Zarina. Beyond the Stars. 2014.

Woodcut with cut-and-pasted metallic paper and digital print mounted on paper, Edgar and Sue Wachenheim III Endowment Fund. © 2020 Zarina

MoMA’s staff recalls the widely admired artist.
Sean Anderson, Christophe Cherix, Rattanamol Singh Johal, Glenn D. Lowry, Sarah Suzuki

I first learned about Zarina Hashmi as a graduate student working on early Mughal architecture in India in the 1980s. I had traveled to Aligarh, where Zarina was born in 1937 and home to one of India’s great universities, where her father taught, to meet with a number of scholars. One of them, who was an old family friend of the Hashmis, asked me if I knew of Zarina. I did not. Fast forward almost 30 years to a chance encounter with her in New York City, and the rekindling of an old memory. I think she was surprised, maybe even a little amused, that I had not only been to Aligarh but that she was still talked about there, as her family had fled to Pakistan after Partition. Over many studio visits and shared moments, I came to admire her quiet intelligence and elegant manner, and to cherish her stories about the worlds she knew and the worlds she imagined. We talked about Aligarh and Delhi, London and New York, nomadic existences, and the need for someplace to call home.
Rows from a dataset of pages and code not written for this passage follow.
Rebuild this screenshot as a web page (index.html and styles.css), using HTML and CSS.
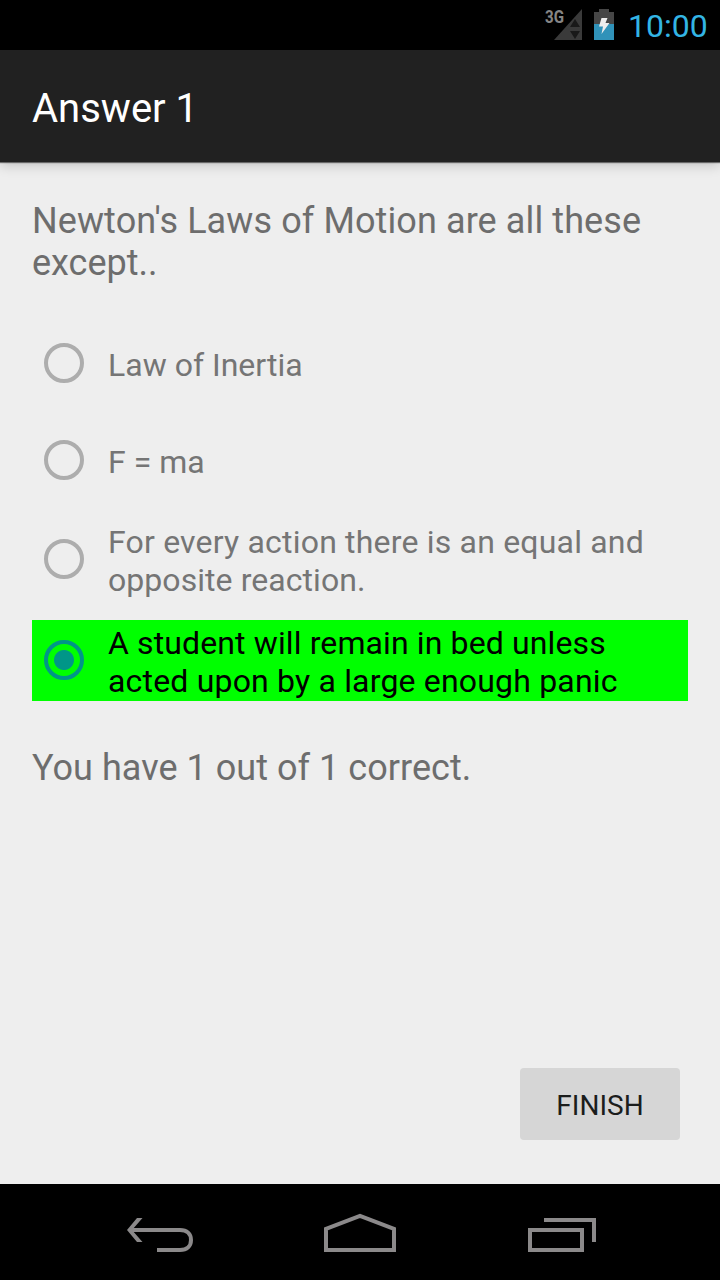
FILE: index.html
```html
<!DOCTYPE html>
<html lang="en">
<head>
<meta charset="utf-8">
<title>Answer 1</title>
<link rel="stylesheet" href="styles.css">
</head>
<body>
<div class="screen">
  <header class="status">
    <svg class="signal" width="40" height="40" viewBox="-2 -6 40 40">
      <path d="M37 1V32H9Z" fill="#3a3a3a"/>
      <path d="M30 11L35 19H25ZM25 23H35L30 31Z" fill="#191919"/>
      <text class="network" x="0" y="15" textLength="19" lengthAdjust="spacingAndGlyphs">3G</text>
    </svg>
    <svg class="battery" width="20" height="31" viewBox="0 0 20 31">
      <path d="M0 3H5V0H15V3H20V15H0Z" fill="#464646"/>
      <path d="M0 15H20V31H0Z" fill="#3092b9"/>
      <path d="M7.500 9H13.500L11.500 14H15.500L7.500 25L9 17.500H5Z" fill="#eee"/>
    </svg>
    <span class="clock">10:00</span>
  </header>
  <div class="appbar"><h1 class="title">Answer 1</h1></div>
  <main class="content">
    <p class="prompt"><span class="q1">Newton's Laws of Motion are all these</span><br><span class="q2">except..</span></p>
    <div class="option short"><span class="radio"></span><span class="label o1">Law of Inertia</span></div>
    <div class="option short second"><span class="radio"></span><span class="label o2">F = ma</span></div>
    <div class="option third"><span class="radio"></span><span class="label"><span class="o3">For every action there is an equal and</span><br><span class="o4">opposite reaction.</span></span></div>
    <div class="option correct"><span class="radio checked"></span><span class="label"><span class="o5">A student will remain in bed unless</span><br><span class="o6">acted upon by a large enough panic</span></span></div>
    <p class="result">You have 1 out of 1 correct.</p>
    <button class="finish"><span>FINISH</span></button>
  </main>
  <nav class="navbar">
    <svg width="720" height="96" viewBox="0 0 720 96" fill="none" stroke="#8b898a" stroke-width="4">
      <path d="M130 46H180C187 46 191 50 191 56S187 66 180 66H157"/>
      <path d="M137 34H142.500L132 46L142.500 58H137L127 46Z" fill="#8b898a" stroke="none"/>
      <path d="M326 66V45L360 32L394 45V66Z"/>
      <path d="M530 46H582V66H530ZM544 36H594V58"/>
    </svg>
  </nav>
</div>
</body>
</html>
```

FILE: styles.css
```css
* { box-sizing: border-box; }
body { margin: 0; background: #eee; font-family: Roboto, "Noto Sans", sans-serif; }
.screen { width: 720px; height: 1280px; display: flex; flex-direction: column; overflow: hidden; white-space: nowrap; }
.status { height: 50px; background: #000; display: flex; align-items: flex-start; padding-left: 543px; }
.signal { margin-top: 2px; }
.network { font: 700 18px Roboto, sans-serif; fill: #858585; }
.battery { margin: 9px 0 0 11px; }
.clock { margin: 7px 0 0 14px; color: #33b5e5; font-size: 32px; line-height: 38px; }
.appbar { position: relative; height: 112px; flex: none; background: #212121; padding: 35px 32px 0; box-shadow: 0 1px 1px rgba(0,0,0,.5), 0 3px 12px rgba(0,0,0,.2); }
.title { margin: 0; color: #fff; font-weight: 400; font-size: 40px; line-height: 48px; }
.content { flex: 1; display: flex; flex-direction: column; padding: 38px 32px 44px; color: #6d6d6d; }
.prompt, .result { margin: 0; font-size: 36px; line-height: 42px; }
.q1 { letter-spacing: .1px; }
.option { display: flex; align-items: center; height: 80px; padding-left: 12px; font-size: 32px; line-height: 38px; color: #757575; }
.short { height: 64px; margin-top: 47px; }
.second { margin-top: 33px; }
.third { margin-top: 27px; }
.correct { height: 81px; padding-bottom: 1px; margin-top: 21px; background: #0f0; color: #000; }
.radio { width: 40px; height: 40px; border: 4px solid #adadad; border-radius: 50%; flex: none; }
.checked { border-color: #009688; background: radial-gradient(circle, #009688 9.500px, transparent 10.500px); }
.label { margin-left: 24px; padding-top: 4px; }
.third .label, .correct .label { padding-top: 3px; }
.o3 { letter-spacing: .19px; }
.o4 { letter-spacing: .06px; }
.o5 { letter-spacing: .12px; }
.o6 { letter-spacing: .18px; }
.result { margin-top: 46px; letter-spacing: .04px; }
.finish { align-self: flex-end; margin: auto 8px 0 0; width: 160px; height: 72px; padding: 4px 0 0; border: 0; border-radius: 4px; background: #d6d6d6; color: #1b1d1c; font: 400 28px/34px Roboto, "Noto Sans", sans-serif; }
.navbar { height: 96px; background: #000; }
.navbar svg { display: block; }
```
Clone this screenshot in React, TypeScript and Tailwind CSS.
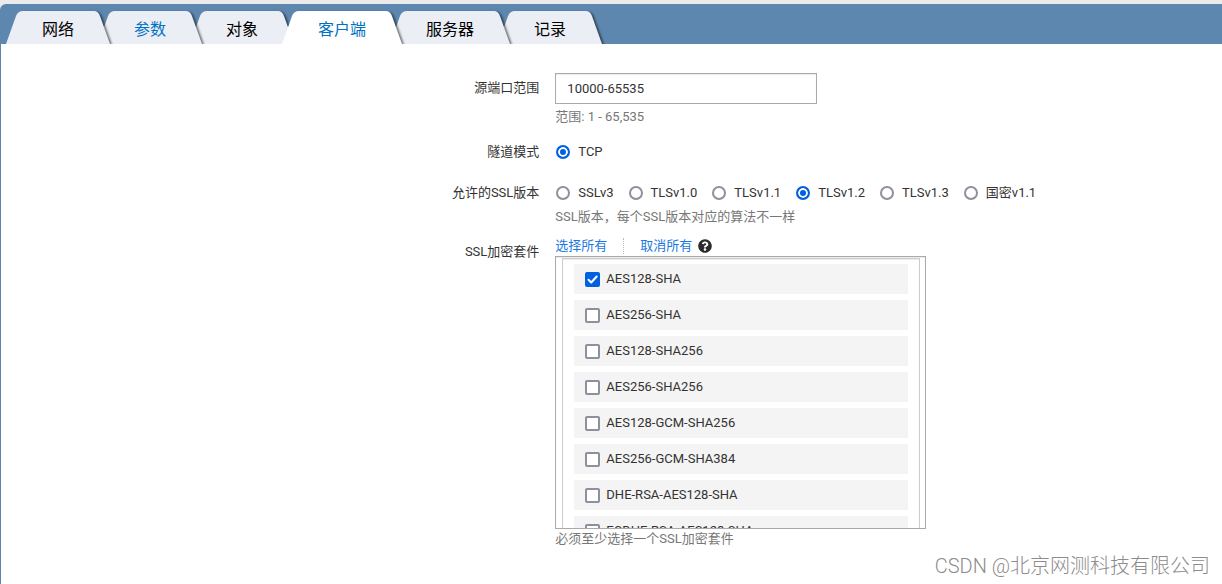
import { useState, type ReactNode } from 'react'
import { FaQuestionCircle } from 'react-icons/fa'

const tabs: Array<{ label: string; layer: string; visited?: boolean }> = [
  { label: '网络', layer: 'z-[6]' },
  { label: '参数', layer: 'z-[5]', visited: true },
  { label: '对象', layer: 'z-[4]' },
  { label: '客户端', layer: 'z-[3]', visited: true },
  { label: '服务器', layer: 'z-[2]' },
  { label: '记录', layer: 'z-[1]' },
]

const sslVersions = ['SSLv3', 'TLSv1.0', 'TLSv1.1', 'TLSv1.2', 'TLSv1.3', '国密v1.1']

const cipherSuites = [
  'AES128-SHA',
  'AES256-SHA',
  'AES128-SHA256',
  'AES256-SHA256',
  'AES128-GCM-SHA256',
  'AES256-GCM-SHA384',
  'DHE-RSA-AES128-SHA',
  'ECDHE-RSA-AES128-SHA',
]

function TabShape({ active }: { active: boolean }) {
  const fill = active ? 'fill-white' : 'fill-[#ebeef4]'

  return (
    <span className="absolute inset-0 -z-10 flex drop-shadow-[2px_1px_1px_rgba(0,0,0,0.55)]">
      <svg viewBox="0 0 24 33" className={`h-full w-6 ${fill}`} aria-hidden="true">
        <path d="M0 33 L10 5 Q12 0 17 0 H24 V33 Z" />
      </svg>
      <span className={`flex-1 ${active ? 'bg-white' : 'bg-[#ebeef4]'}`} />
      <svg viewBox="0 0 24 33" className={`h-full w-6 ${fill}`} aria-hidden="true">
        <path d="M0 0 H8 Q12 0 14 5 L24 33 H0 Z" />
      </svg>
    </span>
  )
}

function TabBar({ current, onSelect }: { current: string; onSelect: (label: string) => void }) {
  return (
    <nav className="flex overflow-hidden rounded-tl-md bg-[#5d87af] pt-[7px] pl-[18px]">
      {tabs.map((tab) => {
        const active = tab.label === current

        return (
          <button
            key={tab.label}
            type="button"
            onClick={() => onSelect(tab.label)}
            className={`relative isolate -ml-3 h-[33px] px-9 pt-1 text-base leading-7 whitespace-nowrap ${
              active ? 'z-10' : tab.layer
            } ${active || tab.visited ? 'text-[#0072c6]' : 'text-black'}`}
          >
            <TabShape active={active} />
            {tab.label}
          </button>
        )
      })}
    </nav>
  )
}

function Row({ label, htmlFor, className = '', children }: { label: string; htmlFor?: string; className?: string; children: ReactNode }) {
  return (
    <div className="flex">
      <label htmlFor={htmlFor} className={`w-[45.4%] shrink-0 pr-4 text-right leading-5 ${className}`}>
        {label}
      </label>
      <div className="min-w-0 flex-1">{children}</div>
    </div>
  )
}

function Radio({ name, label, checked, onChange }: { name: string; label: string; checked: boolean; onChange: () => void }) {
  return (
    <label className="flex items-center gap-2 leading-5 whitespace-nowrap">
      <input
        type="radio"
        name={name}
        checked={checked}
        onChange={onChange}
        className="size-[14px] appearance-none rounded-full border-2 border-[#8f8f9d] bg-white checked:border-[#0061e0] checked:bg-[#0061e0] checked:shadow-[inset_0_0_0_2px_white]"
      />
      {label}
    </label>
  )
}

function CipherItem({ label, checked, onChange }: { label: string; checked: boolean; onChange: () => void }) {
  return (
    <li className="bg-[#f4f4f4]">
      <label className="flex h-[30px] items-center gap-[6px] pl-[11px]">
        <span className="grid">
          <input
            type="checkbox"
            checked={checked}
            onChange={onChange}
            className="col-start-1 row-start-1 size-[15px] appearance-none rounded-xs border-2 border-[#8f8f9d] bg-white checked:border-[#0061e0] checked:bg-[#0061e0]"
          />
          {checked ? (
            <svg viewBox="0 0 15 15" className="pointer-events-none col-start-1 row-start-1 size-[15px]" aria-hidden="true">
              <path d="M3.5 7.8 L6.2 10.5 L11.7 4.5" fill="none" stroke="white" strokeWidth="2" strokeLinecap="round" strokeLinejoin="round" />
            </svg>
          ) : null}
        </span>
        {label}
      </label>
    </li>
  )
}

export default function App() {
  const [tab, setTab] = useState('客户端')
  const [ports, setPorts] = useState('10000-65535')
  const [version, setVersion] = useState('TLSv1.2')
  const [ciphers, setCiphers] = useState<string[]>(['AES128-SHA'])

  const toggleCipher = (name: string) =>
    setCiphers((list) => (list.includes(name) ? list.filter((item) => item !== name) : [...list, name]))

  return (
    <div className="relative flex min-h-screen flex-col bg-[#ebebeb] pt-1 font-[Roboto,'Noto_Sans_CJK_SC',sans-serif] text-[13px] text-[#333]">
      <TabBar current={tab} onSelect={setTab} />

      <main className="flex-1 border-l border-[#5d87af] bg-white pt-[29px]">
        <Row label="源端口范围" htmlFor="ports" className="pt-[5px]">
          <input
            id="ports"
            type="text"
            value={ports}
            onChange={(e) => setPorts(e.target.value)}
            className="block h-[31px] w-[262px] border border-[#aaa] bg-white px-[11px] shadow-[inset_0_1px_1px_rgba(0,0,0,0.08)] outline-none"
          />
          <p className="pt-[3px] leading-5 text-[#777]">范围: 1 - 65,535</p>
        </Row>

        <div className="pt-[15px]">
          <Row label="隧道模式">
            <div className="flex pl-px">
              <Radio name="tunnel" label="TCP" checked onChange={() => {}} />
            </div>
          </Row>
        </div>

        <div className="pt-[21px]">
          <Row label="允许的SSL版本">
            <div className="flex flex-wrap gap-x-[15px] pl-px">
              {sslVersions.map((item) => (
                <Radio key={item} name="ssl-version" label={item} checked={item === version} onChange={() => setVersion(item)} />
              ))}
            </div>
            <p className="pt-1 leading-5 text-[#777]">SSL版本，每个SSL版本对应的算法不一样</p>
          </Row>
        </div>

        <div className="pt-[9px]">
          <Row label="SSL加密套件" className="pt-[6px]">
            <div className="flex h-5 items-center leading-5">
              <button type="button" className="text-[#1a79e0]" onClick={() => setCiphers(cipherSuites)}>
                选择所有
              </button>
              <span className="mx-4 h-4 border-l border-dotted border-[#bbb]" />
              <button type="button" className="text-[#1a79e0]" onClick={() => setCiphers([])}>
                取消所有
              </button>
              <FaQuestionCircle className="ml-[6px] size-[14px] text-[#2b2b2b]" />
            </div>
            <div className="h-[273px] w-[371px] max-w-full overflow-hidden border border-[#aaa] pt-px pr-[5px] pl-[6px] shadow-[inset_0_1px_1px_rgba(0,0,0,0.08)]">
              <ul className="flex flex-col gap-[6px] border border-[#ccc] px-[11px] py-[5px] shadow-[inset_0_1px_1px_rgba(0,0,0,0.08)]">
                {cipherSuites.map((name) => (
                  <CipherItem key={name} label={name} checked={ciphers.includes(name)} onChange={() => toggleCipher(name)} />
                ))}
              </ul>
            </div>
            <p className="leading-5 text-[#777]">必须至少选择一个SSL加密套件</p>
          </Row>
        </div>
      </main>

      <p className="absolute right-3 bottom-1 text-xl font-light text-[#8c8c8c]">CSDN @北京网测科技有限公司</p>
    </div>
  )
}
Zarina did not have to say much, or speak forcefully. Her art did that and more for her, with its complex associations between traditional Indian art and craft, and the languages of modernism filtered through her deeply cultured mind. Blinding Light, for instance, with its squares of gold leaf over paper, is both a meditation on craft and a sublimely abstract work that conjures associations with Agnes Martin as much as it does with Indian temple painting. And Santa Cruz—four etchings and a line of Urdu poetry by Faiz Ahmed Faiz—uses the rigid formality of light and dark blocks to conjure up the mysterious space of creativity out of which poetry appears, while alluding to the works of artists like Brice Marden and Richard Serra.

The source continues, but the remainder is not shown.